Nachdem ich das Ticket gekauft und am Bahnhof etwas gegessen hatte, fuhr ich mit dem Bus nach Novi Beograd (Neu-Belgrad). Der Name klingt nach Moderne, ein Meer aus Wohnblöcken aus Beton, Brutalismus-Moderne. Der Grundstein für den neuen Stadtteil wurde 1948 gelegt. Errichtet wurde er nach den architektonischen Ideen von Le Corbusier; die Erbauer waren jugoslawische Arbeitsbrigaden. Das Grundmuster bilden Blöcke mit Seitenlängen von jeweils 400 Metern. Die Wohnblöcke besitzen alle eine Schule, einen Kindergarten, ein Sportplatz. Natürlich auch Märkte und Einkaufsmöglichkeiten.
Ich wollte mir einen ersten Eindruck der sogenannten „Bloks“ gönnen, dieser riesigen, nummerierten Wohnblocks. Block 30, Block 44, Block 58. Sogar Buslinien und Haltestellen tragen den Namen „Blok“. Also fuhr ich einfach mit verschiedenen Bussen umher und schaute mir alles an. Zum Fotografieren würde ich später wiederkommen. Den Genex-Turm, an ihn konnte ich mich erinnern, hatte ich bereits beim letzten Besuch der Stadt fotografiert.

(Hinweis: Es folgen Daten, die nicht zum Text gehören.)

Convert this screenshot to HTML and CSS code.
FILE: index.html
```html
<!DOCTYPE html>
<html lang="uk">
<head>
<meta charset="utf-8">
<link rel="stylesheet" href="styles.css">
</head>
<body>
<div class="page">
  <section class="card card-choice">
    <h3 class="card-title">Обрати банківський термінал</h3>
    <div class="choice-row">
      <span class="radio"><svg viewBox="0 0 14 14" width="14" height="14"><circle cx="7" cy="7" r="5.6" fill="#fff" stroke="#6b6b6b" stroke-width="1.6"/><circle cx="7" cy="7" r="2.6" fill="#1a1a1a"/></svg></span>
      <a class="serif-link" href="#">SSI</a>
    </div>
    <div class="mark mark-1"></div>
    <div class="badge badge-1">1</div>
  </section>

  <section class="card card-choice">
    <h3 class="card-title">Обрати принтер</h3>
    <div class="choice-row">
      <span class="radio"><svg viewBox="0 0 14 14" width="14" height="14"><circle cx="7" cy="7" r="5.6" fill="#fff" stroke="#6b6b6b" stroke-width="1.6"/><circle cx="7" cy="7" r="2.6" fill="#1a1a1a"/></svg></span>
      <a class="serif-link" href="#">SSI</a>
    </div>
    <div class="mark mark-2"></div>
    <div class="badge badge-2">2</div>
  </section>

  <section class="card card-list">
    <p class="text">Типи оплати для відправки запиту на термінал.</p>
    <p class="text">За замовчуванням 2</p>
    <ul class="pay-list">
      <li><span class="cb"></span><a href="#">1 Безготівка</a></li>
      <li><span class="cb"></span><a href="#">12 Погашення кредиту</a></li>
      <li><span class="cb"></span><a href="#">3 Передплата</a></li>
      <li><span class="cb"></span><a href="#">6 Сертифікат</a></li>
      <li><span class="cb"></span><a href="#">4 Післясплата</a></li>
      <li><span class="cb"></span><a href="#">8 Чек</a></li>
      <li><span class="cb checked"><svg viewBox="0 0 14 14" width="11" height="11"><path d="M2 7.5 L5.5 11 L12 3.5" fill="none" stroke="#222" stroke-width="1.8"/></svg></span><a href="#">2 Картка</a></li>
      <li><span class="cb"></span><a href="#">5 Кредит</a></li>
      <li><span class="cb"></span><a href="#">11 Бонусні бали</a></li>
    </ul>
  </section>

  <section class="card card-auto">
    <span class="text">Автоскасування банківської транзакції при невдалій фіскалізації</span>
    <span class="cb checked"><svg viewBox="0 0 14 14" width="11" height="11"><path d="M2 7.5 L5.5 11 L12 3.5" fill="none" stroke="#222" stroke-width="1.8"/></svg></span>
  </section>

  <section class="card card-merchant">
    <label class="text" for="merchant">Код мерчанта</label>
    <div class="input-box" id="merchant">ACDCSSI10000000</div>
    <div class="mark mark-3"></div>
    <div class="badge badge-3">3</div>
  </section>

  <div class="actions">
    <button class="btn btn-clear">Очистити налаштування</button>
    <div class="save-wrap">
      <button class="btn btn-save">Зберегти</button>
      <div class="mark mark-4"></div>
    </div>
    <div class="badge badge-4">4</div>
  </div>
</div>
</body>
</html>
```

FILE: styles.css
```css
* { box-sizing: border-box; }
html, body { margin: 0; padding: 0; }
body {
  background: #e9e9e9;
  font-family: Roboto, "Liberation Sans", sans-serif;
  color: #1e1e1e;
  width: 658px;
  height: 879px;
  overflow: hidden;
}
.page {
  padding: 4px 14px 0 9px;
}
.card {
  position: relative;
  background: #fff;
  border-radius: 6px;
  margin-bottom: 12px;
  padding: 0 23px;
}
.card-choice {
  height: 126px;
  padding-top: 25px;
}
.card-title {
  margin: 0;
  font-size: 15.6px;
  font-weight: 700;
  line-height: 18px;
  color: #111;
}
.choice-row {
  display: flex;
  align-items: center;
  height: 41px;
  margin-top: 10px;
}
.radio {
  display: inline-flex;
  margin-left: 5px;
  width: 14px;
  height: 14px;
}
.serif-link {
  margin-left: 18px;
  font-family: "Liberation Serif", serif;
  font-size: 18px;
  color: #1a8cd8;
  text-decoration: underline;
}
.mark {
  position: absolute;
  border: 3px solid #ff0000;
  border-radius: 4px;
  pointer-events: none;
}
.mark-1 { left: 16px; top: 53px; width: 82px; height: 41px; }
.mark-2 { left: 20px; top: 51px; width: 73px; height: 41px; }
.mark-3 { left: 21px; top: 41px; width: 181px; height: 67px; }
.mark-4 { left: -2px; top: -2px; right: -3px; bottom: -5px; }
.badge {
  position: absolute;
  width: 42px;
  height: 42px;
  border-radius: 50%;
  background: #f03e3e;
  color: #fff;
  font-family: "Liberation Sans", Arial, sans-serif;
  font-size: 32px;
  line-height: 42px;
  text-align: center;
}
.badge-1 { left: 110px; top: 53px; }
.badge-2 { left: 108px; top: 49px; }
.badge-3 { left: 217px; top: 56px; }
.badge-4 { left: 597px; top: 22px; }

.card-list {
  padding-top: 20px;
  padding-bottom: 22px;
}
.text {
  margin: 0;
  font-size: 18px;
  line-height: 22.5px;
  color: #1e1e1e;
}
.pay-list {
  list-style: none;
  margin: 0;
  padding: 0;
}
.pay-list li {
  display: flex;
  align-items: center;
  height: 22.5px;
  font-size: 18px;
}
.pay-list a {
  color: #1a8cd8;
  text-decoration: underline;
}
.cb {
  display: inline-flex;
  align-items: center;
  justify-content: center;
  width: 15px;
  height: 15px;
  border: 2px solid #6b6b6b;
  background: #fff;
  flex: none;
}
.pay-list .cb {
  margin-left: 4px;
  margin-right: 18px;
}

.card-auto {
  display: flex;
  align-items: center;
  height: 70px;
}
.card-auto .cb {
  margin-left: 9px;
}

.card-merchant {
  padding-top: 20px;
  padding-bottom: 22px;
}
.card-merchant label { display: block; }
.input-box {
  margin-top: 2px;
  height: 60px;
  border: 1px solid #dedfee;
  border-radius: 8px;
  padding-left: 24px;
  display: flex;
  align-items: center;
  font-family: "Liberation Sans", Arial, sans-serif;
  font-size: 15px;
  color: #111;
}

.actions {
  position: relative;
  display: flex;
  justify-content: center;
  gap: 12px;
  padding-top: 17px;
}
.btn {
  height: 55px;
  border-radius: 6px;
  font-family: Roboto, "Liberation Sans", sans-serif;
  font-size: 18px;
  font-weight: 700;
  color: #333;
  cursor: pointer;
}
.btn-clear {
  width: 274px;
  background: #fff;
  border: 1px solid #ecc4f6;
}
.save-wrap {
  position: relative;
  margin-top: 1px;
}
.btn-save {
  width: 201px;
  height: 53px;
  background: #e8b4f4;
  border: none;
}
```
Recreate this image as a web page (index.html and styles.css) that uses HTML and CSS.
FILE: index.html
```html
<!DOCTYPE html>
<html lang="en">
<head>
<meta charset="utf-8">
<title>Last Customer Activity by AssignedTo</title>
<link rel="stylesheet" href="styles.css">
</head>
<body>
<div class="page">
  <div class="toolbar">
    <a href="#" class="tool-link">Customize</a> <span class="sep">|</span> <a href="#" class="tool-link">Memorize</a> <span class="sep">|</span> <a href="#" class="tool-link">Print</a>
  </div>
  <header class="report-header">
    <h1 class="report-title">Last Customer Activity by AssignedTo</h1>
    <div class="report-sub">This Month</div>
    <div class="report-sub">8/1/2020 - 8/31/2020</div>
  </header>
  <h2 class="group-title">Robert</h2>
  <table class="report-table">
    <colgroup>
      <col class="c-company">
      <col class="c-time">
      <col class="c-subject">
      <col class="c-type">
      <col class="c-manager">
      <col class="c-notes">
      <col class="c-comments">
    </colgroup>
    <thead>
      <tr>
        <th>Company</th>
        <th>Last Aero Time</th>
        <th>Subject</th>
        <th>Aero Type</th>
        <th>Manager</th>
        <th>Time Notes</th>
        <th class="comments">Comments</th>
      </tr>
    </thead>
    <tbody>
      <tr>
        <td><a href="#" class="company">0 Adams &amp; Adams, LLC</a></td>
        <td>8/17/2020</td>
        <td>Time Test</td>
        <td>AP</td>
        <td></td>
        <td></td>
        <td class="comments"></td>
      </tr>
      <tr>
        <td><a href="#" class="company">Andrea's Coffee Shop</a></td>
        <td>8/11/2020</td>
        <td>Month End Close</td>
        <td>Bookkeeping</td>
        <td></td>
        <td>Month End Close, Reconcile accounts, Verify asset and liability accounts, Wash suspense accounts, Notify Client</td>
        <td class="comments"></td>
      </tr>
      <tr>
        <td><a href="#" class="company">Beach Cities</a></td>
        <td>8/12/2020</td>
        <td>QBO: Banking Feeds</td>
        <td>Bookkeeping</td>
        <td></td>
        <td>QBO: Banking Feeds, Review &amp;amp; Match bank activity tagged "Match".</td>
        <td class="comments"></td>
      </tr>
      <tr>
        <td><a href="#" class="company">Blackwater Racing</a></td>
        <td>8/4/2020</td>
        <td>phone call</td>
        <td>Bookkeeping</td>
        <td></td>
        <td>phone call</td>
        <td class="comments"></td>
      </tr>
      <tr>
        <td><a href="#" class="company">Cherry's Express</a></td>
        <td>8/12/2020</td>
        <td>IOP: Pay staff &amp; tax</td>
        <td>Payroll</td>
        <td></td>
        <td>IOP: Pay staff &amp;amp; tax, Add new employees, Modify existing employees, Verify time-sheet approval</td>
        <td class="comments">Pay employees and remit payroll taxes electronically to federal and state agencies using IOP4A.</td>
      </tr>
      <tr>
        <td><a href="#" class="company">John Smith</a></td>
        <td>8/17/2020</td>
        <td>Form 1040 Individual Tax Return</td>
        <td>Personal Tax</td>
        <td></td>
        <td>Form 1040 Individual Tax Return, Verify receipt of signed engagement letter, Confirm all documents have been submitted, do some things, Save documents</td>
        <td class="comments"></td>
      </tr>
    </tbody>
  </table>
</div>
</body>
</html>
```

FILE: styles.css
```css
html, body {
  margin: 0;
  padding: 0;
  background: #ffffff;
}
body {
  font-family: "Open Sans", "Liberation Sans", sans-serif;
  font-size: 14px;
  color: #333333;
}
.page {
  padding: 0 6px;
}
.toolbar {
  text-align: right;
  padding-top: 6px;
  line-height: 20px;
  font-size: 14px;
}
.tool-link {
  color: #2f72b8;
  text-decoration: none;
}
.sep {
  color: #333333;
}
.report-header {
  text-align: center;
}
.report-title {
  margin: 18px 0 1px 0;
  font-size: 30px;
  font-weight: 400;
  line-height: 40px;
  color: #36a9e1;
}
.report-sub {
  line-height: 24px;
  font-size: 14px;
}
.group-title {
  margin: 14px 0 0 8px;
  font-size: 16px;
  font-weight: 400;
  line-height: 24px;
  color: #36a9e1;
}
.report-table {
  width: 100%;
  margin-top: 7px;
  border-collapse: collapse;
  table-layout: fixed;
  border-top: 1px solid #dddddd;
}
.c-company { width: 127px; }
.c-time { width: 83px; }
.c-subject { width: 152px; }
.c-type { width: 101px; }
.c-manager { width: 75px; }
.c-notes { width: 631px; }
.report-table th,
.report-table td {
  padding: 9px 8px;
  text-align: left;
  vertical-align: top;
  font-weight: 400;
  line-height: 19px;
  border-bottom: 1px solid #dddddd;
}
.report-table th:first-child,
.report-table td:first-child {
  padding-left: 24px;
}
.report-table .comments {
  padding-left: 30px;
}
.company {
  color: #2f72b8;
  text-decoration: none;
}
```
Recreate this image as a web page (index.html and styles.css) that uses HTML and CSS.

Am Abend war ich wieder im Hostel. Dort redete ich lange mit einem russischen Mitbewohner aus Moskau. Das Gespräch war bedrückend. Er erzählte, dass Russlands Kriegskassen für drei bis fünf Jahre gefüllt seien. Das machte mir Angst. Wir sprachen auch über Propaganda, auf allen Seiten, wie er meinte. Viele Russen lebten inzwischen in Belgrad oder generell in Serbien. Für die einheimische Bevölkerung sei das ein echtes Problem, weil die Mieten dadurch enorm gestiegen seien. Auch die Inflation sei heftig. Die Lebensmittelpreise unterschieden sich kaum von denen in Deutschland, während die Gehälter natürlich ganz andere waren, etwa 400 bis 500 Euro.
Ein kurzer, aber intensiver Tag. Einer, der viele Eindrücke hinterließ, von einer Stadt im Umbruch, zwischen Baukränen und Bloks. Heute und gestern. Das Morgen liegt noch im Ungewissen.





















Der dritte Tag in Belgrad war zugleich mein Abreisetag. Richtung Novi Sad. Am Vortag war ich bereits am neuen Bahnhof gewesen. Der alte Hauptbahnhof hatte dem Prestigeprojekt „Waterfront“ weichen müssen, und nun gab es diesen neuen „Center Bahnhof“ – ein modernes, aber etwas seelenloses Gebäude, außerhalb des Zentrums. Am Tag zuvor war es dort fast leer gewesen. Ich hatte mir schon mein Ticket gekauft die Bahnsteige begutachtet, sie waren menschenleer. Der Bahnhof wirkte wie ein Geisterbahnhof.
An meinem Abreisetag sah das ganz anders aus. Als ich ankam, war der Bahnhof plötzlich voller Leben. Vor allem ältere Menschen standen an den Ticketschaltern. Zum Glück hatte ich meines bereits und musste mich nicht anstellen. Ich traf zwei deutsche Schwestern mit bosnischen Wurzeln, die ebenfalls nach Novi Sad fuhren. Sie wollten ihren kranken Bruder besuchen und pflegen. Wir unterhielten uns eine Weile, bis der Zug kam.